Knowledge base settings
Configuration settings in "Knowledge Base Settings" directly impact search result accuracy and the volume of returned content.
The "Vector Database" and "Embedding Model" settings cannot be modified after creation. However, you can dynamically adjust parameters such as "Reranking Model", "TopK", "TopN", "Vector Similarity Threshold", and "Reranking Score Threshold" based on feedback from Query Testing.
To improve accuracy, first familiarize yourself with How Settings Participate in Query Flow. Note that configuration changes must be saved before they take effect in Query Testing.
Query testing
A query testing feature is provided to help you debug and optimize AI knowledge base performance.
After entering a question and clicking "Test Query", the system interprets the query semantics and returns matching results.
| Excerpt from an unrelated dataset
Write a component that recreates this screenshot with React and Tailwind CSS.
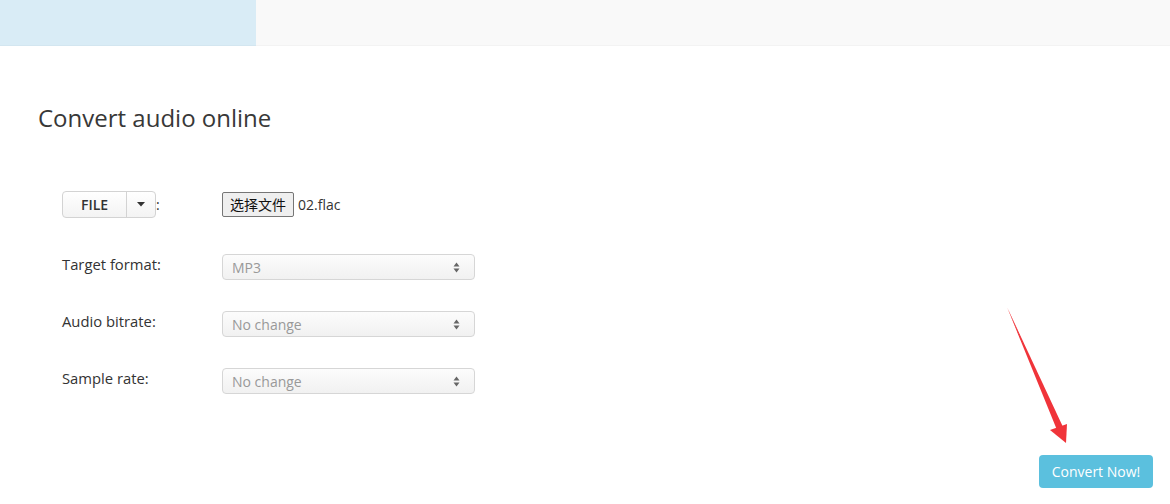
import { useState } from "react";

const font = { fontFamily: '"Open Sans", "Noto Sans CJK SC", sans-serif' };

function UpDown() {
  return (
    <svg width="7" height="11" viewBox="0 0 7 11" className="text-[#666]">
      <path d="M3.5 0.5 L6.5 4.5 L0.5 4.5 Z" fill="currentColor" />
      <path d="M3.5 10.5 L6.5 6.5 L0.5 6.5 Z" fill="currentColor" />
    </svg>
  );
}

function FakeSelect({ value }) {
  return (
    <div className="w-[253px] h-[26px] flex items-center justify-between pl-[9px] pr-[14px] border border-[#d6d6d6] rounded-[4px] bg-gradient-to-b from-[#fcfcfc] to-[#f1f1f1] text-[14px] text-[#999]">
      <span>{value}</span>
      <UpDown />
    </div>
  );
}

export default function App() {
  const [target] = useState("MP3");

  const rows = [
    { label: "Target format:", value: target, mt: "mt-[36px]" },
    { label: "Audio bitrate:", value: "No change", mt: "mt-[31px]" },
    { label: "Sample rate:", value: "No change", mt: "mt-[31px]" },
  ];

  return (
    <div className="relative w-[1170px] h-[504px] bg-white overflow-hidden" style={font}>
      {/* top strip */}
      <div className="flex h-[46px]">
        <div className="w-[256px] bg-[#d9ecf6] border-b border-[#d3e6f0]"></div>
        <div className="flex-1 bg-[#f9f9f9] border-b border-[#f3f3f3]"></div>
      </div>

      <h1 className="ml-[38px] mt-[56px] text-[24px] leading-[32px] text-[#383838]">Convert audio online</h1>

      <div className="ml-[62px] mt-[57px]">
        {/* file row */}
        <div className="flex items-center h-[27px]">
          <div className="w-[160px] flex items-center">
            <div className="flex h-[27px] border border-[#d3d3d3] rounded-[4px] bg-gradient-to-b from-white to-[#f3f3f3] text-[#333]">
              <div className="w-[64px] flex items-center justify-center text-[14px] font-semibold border-r border-[#d3d3d3]">
                FILE
              </div>
              <div className="w-[28px] flex items-center justify-center">
                <svg width="8" height="5" viewBox="0 0 8 5">
                  <path d="M0 0 L8 0 L4 4.5 Z" fill="#333" />
                </svg>
              </div>
            </div>
            <span className="text-[14px] text-[#333]">:</span>
          </div>
          <div className="flex items-center">
            <button className="h-[25px] w-[72px] border border-[#767676] rounded-[2px] bg-[#efefef] text-[14px] text-[#111] leading-none">
              选择文件
            </button>
            <span className="ml-[4px] text-[14px] text-[#333]">02.flac</span>
          </div>
        </div>

        {rows.map((r) => (
          <div key={r.label} className={`flex items-start ${r.mt}`}>
            <label className="w-[160px] text-[14.8px] leading-[20px] text-[#333]">{r.label}</label>
            <FakeSelect value={r.value} />
          </div>
        ))}
      </div>

      <div className="flex justify-end pr-[17px] mt-[61px]">
        <button className="w-[114px] h-[33px] rounded-[4px] bg-[#5bc0de] text-white text-[14px]">Convert Now!</button>
      </div>

      {/* red annotation arrow */}
      <svg className="absolute left-0 top-0 pointer-events-none" width="1170" height="504">
        <path d="M1007 307 L1061 428 L1057 430 Z" fill="#f0343a" />
        <path d="M1007 307 L1063 427 L1059 429 Z" fill="#f0343a" />
        <path d="M1050 430 L1066 443 L1067 424 Z" fill="#f0343a" />
      </svg>
    </div>
  );
}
It also displays the number of qualifying documents along with their vector similarity scores and reranking scores. Use these insights to continuously adjust Knowledge Base Settings and improve retrieval performance.
Vectorization configuration
- Segment Identifier: Delimiters used to split documents. Multiple delimiters can be selected. The system segments based on all selected delimiters, defaulting to paragraph breaks (
\\n\\n). - Maximum Segment Length: Maximum character count per text chunk, recommended range 500–2000. Smaller chunks provide greater precision but may lose context; larger chunks retain more context but may sacrifice precision.
- Segment Overlap Length: Number of overlapping characters between adjacent chunks, recommended to be 10%–20% of the chunk size.
- Enable Segment Cleaning: Enables text quality improvements and retrieval precision enhancements, including whitespace cleanup, full-width to half-width conversion, line break repair, etc.
Knowledge base configuration parameters
| Parameter Name | Default Value | Recommended Range | Description |
|---|---|---|---|
| Embedding Model | - | - | Determines semantic understanding capability for documents and queries; cannot be modified after creation |
| Reranking Model | - | - | Performs fine-grained sorting of recalled results; can be changed anytime to optimize performance |
| TopK | 50 | 1-100 | Vector recall count; controls the number of documents retrieved in the initial search |
| TopN | 5 | 1-10 | Post-reranking return count; final number of documents returned to users |
| Vector Similarity Threshold (vectorScore) | 0.6 | 0.1-1.0 | Filters recall results; higher values require stricter semantic matching |
| Reranking Score Threshold (reRankScore) | 0.3 | 0.1-1.0 | Filters reranking results; higher values demand greater precision |
Generally, start by increasing TopK (to expand recall coverage), then apply an appropriate reRankScore for fine-grained filtering. If recall contains too much noise, consider raising the vectorScore threshold.